If you’ve got some cracking ham stock knocking about from a recent joint, why not make some amazing leek and potato soup? Especially if Philadelphia give you a hand on Twitter. Stirring cream cheese through it right at the end leaves you with a creamy, tangy finish… lovely.

Adapted from Kraft’s recipe.

Leek and potato soup:

3 leeks, diced

5 maris piper potatoes, peeled and diced

2 pints ham stock (or equivalent other stock)

100g cream cheese

For the croutons:

2 thick slices of bread, cut into chunky cubes

1 tablespoon sunflower oil

Sea salt

Pinch of paprika

  1. Preheat the oven to 180°C.
  2. Heat a little oil in a large casserole pot. Drop in the leeks and cook gently for a couple of minutes, until the leeks have softened. Stir in the potatoes then add the stock.
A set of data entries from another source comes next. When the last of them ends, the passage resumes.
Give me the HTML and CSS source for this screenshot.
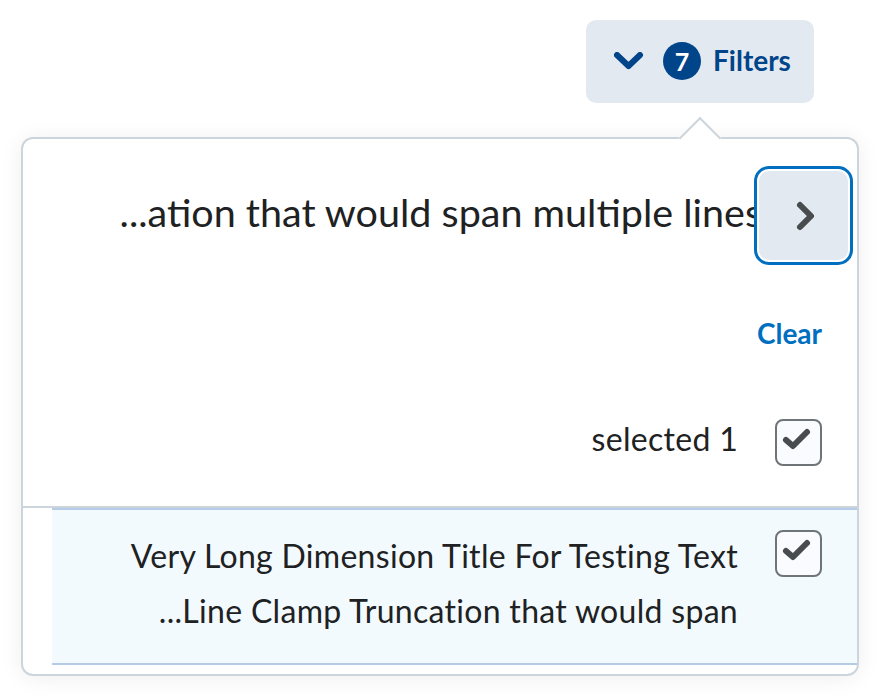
FILE: index.html
```html
<!DOCTYPE html>
<html lang="en">
<head>
<meta charset="utf-8">
<title>Filters</title>
<link rel="stylesheet" href="styles.css">
</head>
<body>
<div class="page">
  <div class="filter-bar">
    <button class="filter-btn" type="button">
      <svg class="chev-down" width="30" height="18" viewBox="0 0 30 18" aria-hidden="true">
        <path d="M3 3 L14.5 14 L26 3" fill="none" stroke="#004489" stroke-width="6" stroke-linecap="round" stroke-linejoin="round"/>
      </svg>
      <span class="badge">7</span>
      <span class="filter-label">Filters</span>
    </button>
  </div>

  <div class="popover">
    <span class="pointer"></span>
    <div class="header">
      <div class="title">...ation that would span multiple lines</div>
      <div class="next-ring">
        <div class="next-btn">
          <svg width="24" height="36" viewBox="0 0 24 36" aria-hidden="true">
            <path d="M6 7 L17 18 L6 29" fill="none" stroke="#494c4e" stroke-width="6" stroke-linecap="round" stroke-linejoin="round"/>
          </svg>
        </div>
      </div>
    </div>

    <div class="clear-row"><span class="clear">Clear</span></div>

    <div class="option">
      <span class="opt-text single">selected 1</span>
      <span class="checkbox">
        <svg width="43" height="43" viewBox="0 0 43 43" aria-hidden="true">
          <path d="M9 19 L16 25 L30 11" fill="none" stroke="#494c4e" stroke-width="6" stroke-linecap="round" stroke-linejoin="round"/>
        </svg>
      </span>
    </div>

    <div class="separator"></div>

    <div class="option nested">
      <span class="opt-text multi">
        <span class="line">Very Long Dimension Title For Testing Text</span>
        <span class="line">...Line Clamp Truncation that would span</span>
      </span>
      <span class="checkbox">
        <svg width="43" height="43" viewBox="0 0 43 43" aria-hidden="true">
          <path d="M9 19 L16 25 L30 11" fill="none" stroke="#494c4e" stroke-width="6" stroke-linecap="round" stroke-linejoin="round"/>
        </svg>
      </span>
    </div>
  </div>
</div>
</body>
</html>
```

FILE: styles.css
```css
* {
  box-sizing: border-box;
}

html, body {
  margin: 0;
  padding: 0;
  background: #ffffff;
}

body {
  font-family: Lato, "Noto Sans", sans-serif;
  color: #202122;
}

.page {
  padding-top: 20px;
  width: 880px;
  height: 698px;
}

.filter-bar {
  display: flex;
  justify-content: flex-end;
  padding-right: 66px;
}

.filter-btn {
  width: 228px;
  height: 83px;
  border: none;
  border-radius: 10px;
  background: #e3e9f1;
  display: flex;
  align-items: center;
  padding: 0 0 0 28px;
  font-family: Lato, "Noto Sans", sans-serif;
  cursor: pointer;
}

.chev-down {
  display: block;
  flex: none;
  margin-top: -1px;
}

.badge {
  flex: none;
  width: 38px;
  height: 38px;
  margin-left: 19px;
  margin-top: -2px;
  border-radius: 50%;
  background: #004489;
  color: #ffffff;
  font-weight: 700;
  font-size: 25px;
  line-height: 38px;
  text-align: center;
}

.filter-label {
  margin-left: 12px;
  margin-top: -4px;
  font-size: 28px;
  font-weight: 700;
  color: #004489;
  line-height: 34px;
}

.popover {
  position: relative;
  margin: 34px 21px 0 21px;
  height: 539px;
  border: 2px solid #cdd5dc;
  border-radius: 12px;
  background: #ffffff;
  box-shadow: 0 2px 22px rgba(0, 0, 0, 0.07);
}

.pointer {
  position: absolute;
  left: 662px;
  top: -16px;
  width: 30px;
  height: 30px;
  background: #ffffff;
  border-top: 2px solid #cdd5dc;
  border-left: 2px solid #cdd5dc;
  transform: rotate(45deg);
  z-index: 1;
}

.header {
  display: flex;
  justify-content: flex-end;
  align-items: flex-start;
  margin-top: 27px;
  height: 99px;
  padding-right: 4px;
}

.title {
  font-size: 39.5px;
  line-height: 47px;
  margin-top: 22px;
  margin-right: -8px;
  white-space: nowrap;
  color: #202122;
}

.next-ring {
  flex: none;
  width: 99px;
  height: 99px;
  border: 3px solid #006fbf;
  border-radius: 15px;
  padding: 2px;
  background: #ffffff;
}

.next-btn {
  width: 100%;
  height: 100%;
  border-radius: 10px;
  background: #e3e9f1;
  display: flex;
  align-items: center;
  justify-content: center;
}

.next-btn svg {
  display: block;
  margin-left: 4px;
}

.clear-row {
  display: flex;
  justify-content: flex-end;
  padding-right: 35px;
  margin-top: 51px;
}

.clear {
  font-size: 28px;
  font-weight: 700;
  line-height: 34px;
  color: #006fbf;
}

.option {
  display: flex;
  justify-content: flex-end;
  align-items: flex-start;
  padding-right: 35px;
  margin-top: 69px;
  padding-bottom: 40px;
}

.opt-text {
  font-size: 32px;
  letter-spacing: 0.3px;
  color: #202122;
  text-align: right;
  margin-right: 37px;
}

.opt-text.single {
  line-height: 38px;
  margin-top: 1px;
}

.opt-text.multi {
  display: flex;
  flex-direction: column;
  align-items: flex-end;
  line-height: 55px;
}

.line {
  display: block;
  white-space: nowrap;
}

.checkbox {
  flex: none;
  width: 47px;
  height: 47px;
  border: 2px solid #6e7477;
  border-radius: 8px;
  background: #f9fbff;
  display: flex;
  align-items: center;
  justify-content: center;
}

.checkbox svg {
  display: block;
}

.separator {
  height: 2px;
  background: #cdd5dc;
}

.option.nested {
  margin: 0 0 0 29px;
  padding-top: 18px;
  padding-bottom: 25px;
  border-top: 2px solid #b6cbe8;
  border-bottom: 2px solid #b6cbe8;
  background: #f3fafe;
}

.option.nested .checkbox {
  margin-top: 2px;
}
```
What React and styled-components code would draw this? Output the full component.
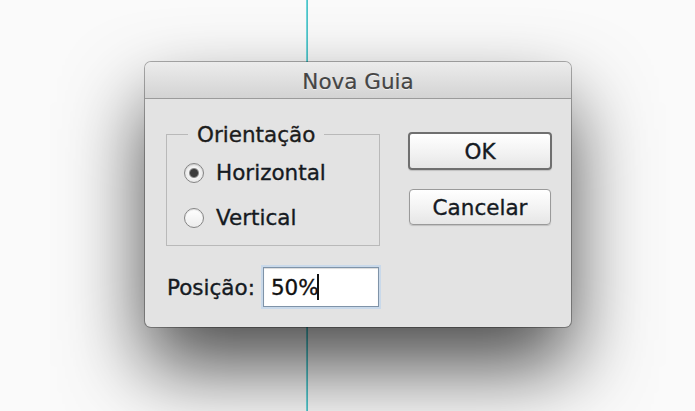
import React from 'react';
import styled, { createGlobalStyle } from 'styled-components';

const GlobalStyle = createGlobalStyle`
  html, body {
    margin: 0;
    padding: 0;
    background: #fafafa;
  }
  body {
    font-family: 'DejaVu Sans', 'Liberation Sans', sans-serif;
    -webkit-text-stroke: 0.35px currentColor;
  }
`;

const Canvas = styled.div`
  position: relative;
  width: 695px;
  height: 411px;
  overflow: hidden;
  background: #fafafa;
  padding: 62px 0 0 145px;
  box-sizing: border-box;
`;

// the ruler guide sits on the canvas, under the dialog
const Guide = styled.div`
  position: absolute;
  top: 0;
  bottom: 0;
  left: 306px;
  width: 2px;
  background: linear-gradient(to right, #7fe0e4, #3fb8be);
`;

const Dialog = styled.div`
  position: relative;
  width: 426px;
  border-radius: 6px;
  background: #e3e3e3;
  box-shadow: 0 0 0 1px rgba(0, 0, 0, 0.3), 0 40px 80px rgba(0, 0, 0, 0.7);
  overflow: hidden;
`;

const TitleBar = styled.div`
  height: 37px;
  box-sizing: border-box;
  padding-top: 3px;
  display: flex;
  align-items: center;
  justify-content: center;
  background: linear-gradient(#ececec, #d3d3d3);
  border-bottom: 1px solid #9b9b9b;
  font-size: 21.5px;
  color: #454545;
  text-shadow: 0 1px 0 rgba(255, 255, 255, 0.6);
  -webkit-text-stroke: 0.2px currentColor;
`;

const Body = styled.div`
  display: grid;
  grid-template-columns: 214px 1fr;
  column-gap: 28px;
  padding: 23px 19px 20px 21px;
`;

const LeftColumn = styled.div`
  display: flex;
  flex-direction: column;
  gap: 21px;
`;

const RightColumn = styled.div`
  display: flex;
  flex-direction: column;
  align-items: flex-start;
  gap: 19px;
  padding-top: 10px;
`;

const Group = styled.fieldset`
  margin: 0;
  padding: 13px 0 0 17px;
  border: 1px solid #b9b9b9;
  height: 124px;
  box-sizing: border-box;
  display: flex;
  flex-direction: column;
  gap: 19px;
`;

const Legend = styled.legend`
  margin-left: 4px;
  padding: 0 9px;
  font-size: 21.5px;
  line-height: 25px;
  color: #1c1c1c;
`;

const RadioRow = styled.label`
  display: flex;
  align-items: center;
  gap: 12px;
  font-size: 21.5px;
  line-height: 26px;
  color: #151a22;
`;

const RadioDot = styled.span`
  width: 20px;
  height: 20px;
  border-radius: 50%;
  box-sizing: border-box;
  border: 1px solid #858585;
  background: ${p => (p.$checked
    ? 'radial-gradient(circle, #3c3c3c 0 3.5px, #8a8a8a 4.5px, #f4f4f4 5.5px, #dcdcdc 100%)'
    : 'linear-gradient(#ffffff, #ececec)')};
  box-shadow: inset 0 1px 1px rgba(0, 0, 0, 0.12);
`;

const FieldRow = styled.div`
  display: flex;
  align-items: center;
  gap: 8px;
  padding-left: 1px;
`;

const Label = styled.span`
  font-size: 21.5px;
  color: #151a22;
`;

const Input = styled.div`
  width: 116px;
  height: 40px;
  box-sizing: border-box;
  display: flex;
  align-items: center;
  padding-left: 7px;
  background: #fff;
  border: 1px solid #7f93a8;
  box-shadow: 0 0 0 2px #c9d9ea, inset 0 1px 1px rgba(0, 0, 0, 0.15);
  font-size: 21.5px;
  color: #111;
`;

const Caret = styled.span`
  display: inline-block;
  width: 0;
  height: 26px;
  border-left: 2px solid #111;
  margin-left: -2px;
`;

const Button = styled.button`
  font-family: inherit;
  font-size: 21.5px;
  color: #151a22;
  width: ${p => (p.$primary ? '144px' : '142px')};
  height: ${p => (p.$primary ? '38px' : '36px')};
  margin-left: ${p => (p.$primary ? '0' : '1px')};
  border-radius: 4px;
  border: ${p => (p.$primary ? '2px solid #6f6f6f' : '1px solid #9a9a9a')};
  background: linear-gradient(#ffffff, #f1f1f1 60%, #e6e6e6);
  box-shadow: 0 1px 1px rgba(0, 0, 0, 0.15);
  padding: 0;
  display: flex;
  align-items: center;
  justify-content: center;
`;

const App = () => (
  <>
    <GlobalStyle />
    <Canvas>
      <Guide />
      <Dialog>
        <TitleBar>Nova Guia</TitleBar>
        <Body>
          <LeftColumn>
            <Group>
              <Legend>Orientação</Legend>
              <RadioRow>
                <RadioDot $checked />
                Horizontal
              </RadioRow>
              <RadioRow>
                <RadioDot />
                Vertical
              </RadioRow>
            </Group>
            <FieldRow>
              <Label>Posição:</Label>
              <Input>
                50%
                <Caret />
              </Input>
            </FieldRow>
          </LeftColumn>
          <RightColumn>
            <Button $primary>OK</Button>
            <Button>Cancelar</Button>
          </RightColumn>
        </Body>
      </Dialog>
    </Canvas>
  </>
);

export default App;
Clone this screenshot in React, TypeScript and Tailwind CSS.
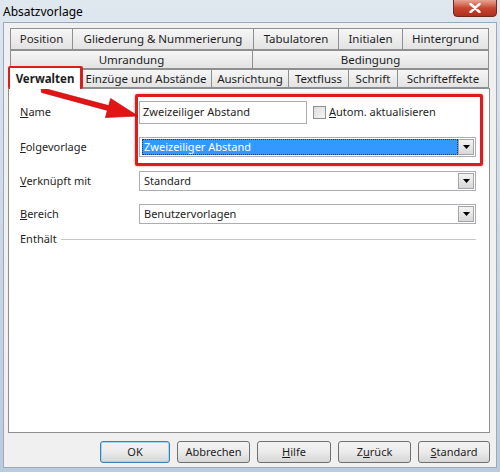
import React from 'react';

const u = (s: string) => <span className="underline">{s}</span>;

function Tab({ w, children, active = false }: { w: number; children: React.ReactNode; active?: boolean }) {
  return (
    <div
      style={{ width: w }}
      className={
        active
          ? 'relative z-10 -mb-px flex h-[21px] items-center justify-center bg-white font-bold'
          : 'flex h-full items-center justify-center border border-l-0 border-[#8e8f8f] bg-gradient-to-b from-[#f6f6f6] to-[#e3e3e3] first:border-l'
      }
    >
      {children}
    </div>
  );
}

function DropBtn() {
  return (
    <div className="flex h-[16px] w-[16px] items-center justify-center border border-[#a4a4a4] bg-gradient-to-b from-[#f4f4f4] to-[#d8d8d8]">
      <svg width="7" height="4" viewBox="0 0 7 4">
        <path d="M0 0h7L3.5 4z" fill="#000" />
      </svg>
    </div>
  );
}

function Combo({ value, selected = false }: { value: string; selected?: boolean }) {
  return (
    <div className="flex h-[20px] w-[337px] items-center border border-[#abadb3] bg-white pl-[2px] pr-[1px]">
      <div
        className={
          selected
            ? 'flex h-[16px] flex-1 items-center border border-dotted border-[#1a3a66] bg-[#3399ff] pl-[1px] text-white'
            : 'flex h-[16px] flex-1 items-center pl-[2px]'
        }
      >
        {value}
      </div>
      <DropBtn />
    </div>
  );
}

function Button({ w, children, def = false }: { w: number; children: React.ReactNode; def?: boolean }) {
  return (
    <div
      style={{ width: w }}
      className={`flex h-[22px] items-center justify-center rounded-[3px] border bg-gradient-to-b from-[#f3f3f3] via-[#ebebeb] to-[#d6d6d6] ${
        def ? 'border-[#3c7fb1] shadow-[inset_0_0_0_1px_#a6d6f2]' : 'border-[#707070]'
      }`}
    >
      {children}
    </div>
  );
}

export default function App() {
  return (
    <div
      className="relative h-[472px] w-[500px] overflow-hidden bg-gradient-to-b from-[#dfe7ef] via-[#cbd8e5] to-[#b9cbdd] text-[11px] text-[#1e1e1e]"
      style={{ fontFamily: '"Noto Sans", "DejaVu Sans", sans-serif' }}
    >
      {/* title bar */}
      <div className="flex h-[22px] items-center justify-between">
        <span className="pl-[3px] pt-[2px] text-[12px] text-black">Absatzvorlage</span>
        <div className="mr-[3px] flex h-[18px] w-[44px] -translate-y-[3px] items-center justify-center rounded-b-[4px] border border-[#6b2a22] bg-gradient-to-b from-[#e8a493] via-[#c8452f] to-[#b0301c]">
          <svg width="12" height="10" viewBox="0 0 12 10">
            <path d="M1.5 1l9 8M10.5 1l-9 8" stroke="#fff" strokeWidth="2.4" strokeLinecap="round" />
          </svg>
        </div>
      </div>

      {/* client */}
      <div className="mx-[3px] flex h-[446px] flex-col border border-[#9aa9bb] bg-[#f0f0f0] pl-[4px] pt-[5px]">
        <div className="ml-[2px] flex w-[479px] flex-col">
          <div className="flex h-[22px] text-[11.5px]">
            <Tab w={63}>Position</Tab>
            <Tab w={181}>Gliederung &amp; Nummerierung</Tab>
            <Tab w={85}>Tabulatoren</Tab>
            <Tab w={64}>Initialen</Tab>
            <Tab w={86}>Hintergrund</Tab>
          </div>
          <div className="flex h-[19px] text-[11.5px]">
            <Tab w={243}>Umrandung</Tab>
            <Tab w={236}>Bedingung</Tab>
          </div>
          <div className="flex h-[19px] items-end text-[11.5px]">
            <Tab w={70} active>
              Verwalten
            </Tab>
            <div className="flex h-[19px]">
              <Tab w={132}>Einzüge und Abstände</Tab>
              <Tab w={77}>Ausrichtung</Tab>
              <Tab w={60}>Textfluss</Tab>
              <Tab w={49}>Schrift</Tab>
              <Tab w={91}>Schrifteffekte</Tab>
            </div>
          </div>
        </div>

        {/* panel */}
        <div className="flex h-[345px] w-[482px] flex-col border border-[#8e8f8f] bg-white pt-[12px]">
          <div className="flex items-center">
            <div className="w-[130px] pl-[11px]">{u('N')}ame</div>
            <div className="flex h-[23px] w-[168px] items-center border border-[#abadb3] pl-[3px]">
              Zweizeiliger Abstand
            </div>
            <div className="ml-[6px] h-[13px] w-[13px] border border-[#8f8f8f] bg-gradient-to-br from-[#dcdcdc] to-[#f6f6f6]" />
            <div className="ml-[3px]">{u('A')}utom. aktualisieren</div>
          </div>
          <div className="mt-[13px] flex items-center">
            <div className="w-[130px] pl-[11px]">{u('F')}olgevorlage</div>
            <Combo value="Zweizeiliger Abstand" selected />
          </div>
          <div className="mt-[14px] flex items-center">
            <div className="w-[130px] pl-[11px]">{u('V')}erknüpft mit</div>
            <Combo value="Standard" />
          </div>
          <div className="mt-[13px] flex items-center">
            <div className="w-[130px] pl-[11px]">{u('B')}ereich</div>
            <Combo value="Benutzervorlagen" />
          </div>
          <div className="mt-[7px] flex items-center pl-[11px] pr-[13px]">
            <span>Enthält</span>
            <div className="ml-[4px] h-px flex-1 bg-[#c8c8c8]" />
          </div>
        </div>

        {/* buttons */}
        <div className="mt-[8px] flex w-[482px] justify-end gap-[7px]">
          <Button w={70} def>
            OK
          </Button>
          <Button w={73}>Abbrechen</Button>
          <Button w={74}>{u('H')}ilfe</Button>
          <Button w={73}>
            Z{u('u')}rück
          </Button>
          <Button w={72}>
            {u('S')}tandard
          </Button>
        </div>
      </div>

      {/* annotations */}
      <div className="pointer-events-none absolute left-[8px] top-[66px] h-[23px] w-[75px] rounded-[2px] border-[3px] border-[#dd1c1c]" />
      <div className="pointer-events-none absolute left-[135px] top-[94px] h-[72px] w-[348px] rounded-[2px] border-[3px] border-[#dd1c1c] shadow-[0_0_3px_rgba(120,0,0,0.4)]" />
      <svg className="pointer-events-none absolute left-0 top-0" width="500" height="472">
        <polygon
          points="41,87.5 108.7,105.6 110.6,98.4 138,116 105.4,117.6 107.3,110.4 41.5,92.5"
          fill="#e21414"
          stroke="#b00c0c"
          strokeWidth="0.6"
        />
      </svg>
    </div>
  );
}
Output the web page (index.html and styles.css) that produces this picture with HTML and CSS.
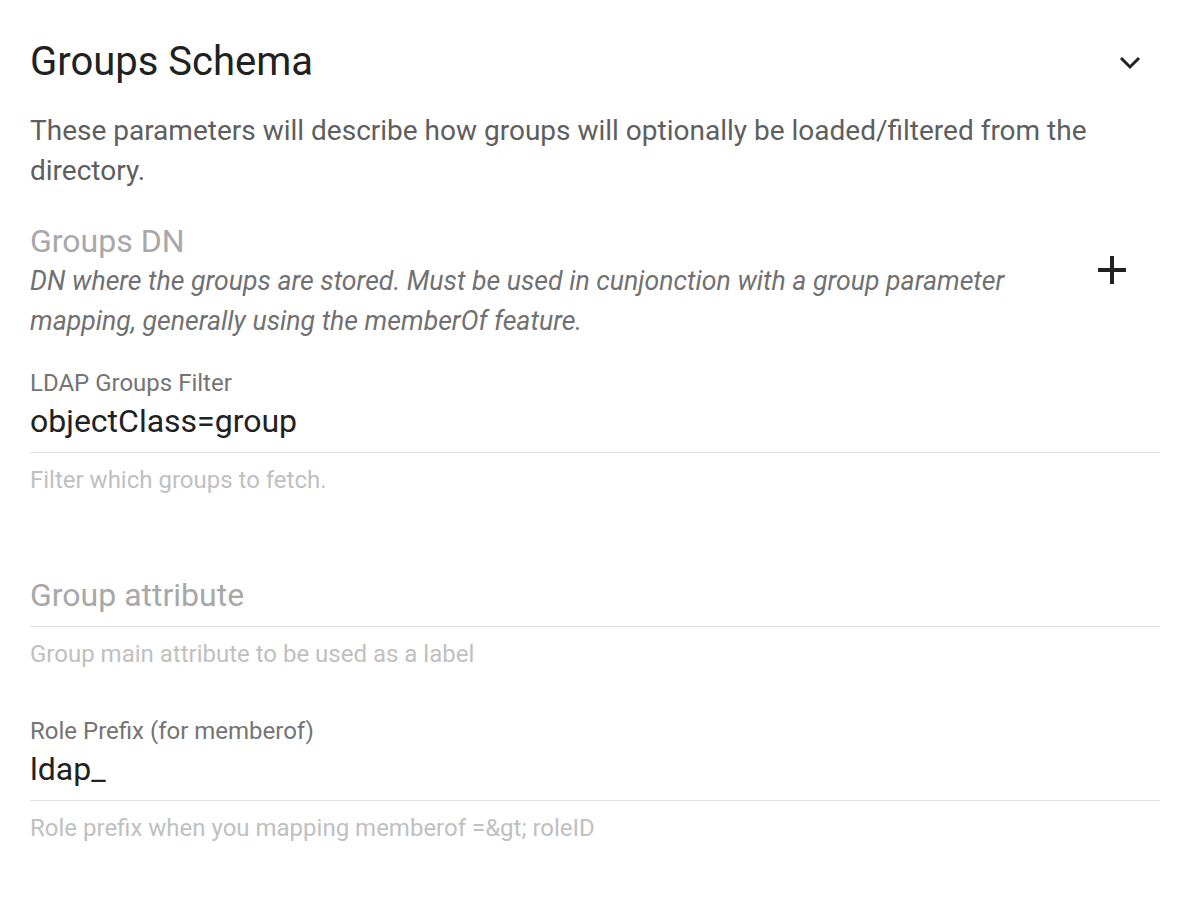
FILE: index.html
```html
<!DOCTYPE html>
<html>
<head>
<meta charset="utf-8">
<link rel="stylesheet" href="styles.css">
</head>
<body>
<section class="panel">
  <header class="header">
    <h2 class="title">Groups Schema</h2>
    <button class="icon-btn chevron" aria-label="collapse">
      <svg width="22" height="14" viewBox="0 0 22 14"><polyline points="2,2 11,11 20,2" fill="none" stroke="#212121" stroke-width="3"/></svg>
    </button>
  </header>
  <p class="desc">These parameters will describe how groups will optionally be loaded/filtered from the directory.</p>

  <div class="dn-row">
    <div class="dn-text">
      <div class="dn-title">Groups DN</div>
      <div class="dn-desc">DN where the groups are stored. Must be used in cunjonction with a group parameter mapping, generally using the memberOf feature.</div>
    </div>
    <button class="icon-btn plus" aria-label="add">
      <svg width="28" height="28" viewBox="0 0 28 28"><path d="M14 0V28M0 14H28" stroke="#212121" stroke-width="4" fill="none"/></svg>
    </button>
  </div>

  <div class="field">
    <div class="label">LDAP Groups Filter</div>
    <div class="value">objectClass=group</div>
    <div class="helper">Filter which groups to fetch.</div>
  </div>

  <div class="field">
    <div class="label"></div>
    <div class="value placeholder">Group attribute</div>
    <div class="helper">Group main attribute to be used as a label</div>
  </div>

  <div class="field">
    <div class="label">Role Prefix (for memberof)</div>
    <div class="value">ldap_</div>
    <div class="helper">Role prefix when you mapping memberof =&amp;gt; roleID</div>
  </div>
</section>
</body>
</html>
```

FILE: styles.css
```css
* { box-sizing: border-box; }
html, body {
  margin: 0;
  padding: 0;
  background: #ffffff;
  font-family: Roboto, "Noto Sans", sans-serif;
}
.panel {
  padding: 38px 28px 0 30px;
}
.header {
  display: flex;
  align-items: center;
  justify-content: space-between;
  height: 48px;
}
.title {
  margin: 0;
  font-size: 40px;
  line-height: 48px;
  font-weight: 400;
  color: #212121;
}
.icon-btn {
  border: 0;
  background: none;
  padding: 0;
  display: flex;
  align-items: center;
  justify-content: center;
}
.chevron {
  width: 22px;
  height: 14px;
  margin-right: 19px;
  margin-top: 1px;
}
.desc {
  margin: 25px 0 0 0;
  font-size: 28px;
  line-height: 40px;
  color: #5e5e5e;
}
.dn-row {
  display: flex;
  align-items: flex-start;
  margin-top: 30px;
}
.dn-text { flex: 1; }
.dn-title {
  font-size: 32px;
  line-height: 40px;
  color: #a8a8a8;
}
.dn-desc {
  font-size: 26.67px;
  line-height: 40px;
  font-style: italic;
  color: #717171;
  padding-right: 60px;
}
.plus {
  width: 28px;
  height: 28px;
  margin-top: 35px;
  margin-right: 34px;
}
.field {
  margin-top: 28px;
}
.field + .field { margin-top: 49px; }
.label {
  font-size: 24px;
  line-height: 28px;
  height: 28px;
  color: #747474;
}
.value {
  margin-top: 4px;
  font-size: 32px;
  line-height: 40px;
  color: #212121;
  padding-bottom: 11px;
  border-bottom: 1.5px solid #e0e0e0;
}
.value.placeholder { color: #a8a8a8; }
.helper {
  margin-top: 13px;
  font-size: 24px;
  line-height: 28px;
  color: #c0c0c0;
}
```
Bring up to the boil and simmer for 20 minutes or until the potatoes are tender.
  3. When the soup is about halfway, toss the bread in the oil, salt and paprika. Pop on a baking tray and roast for 10 minutes, or until the bread is crispy and golden.
  4. When the potatoes are tender, use a hand blender to pulse the soup a little. I like it roughed up a little so there’s plenty of texture remaining. Whisk in the cream cheese in chunks and check for seasoning. Serve with the croutons.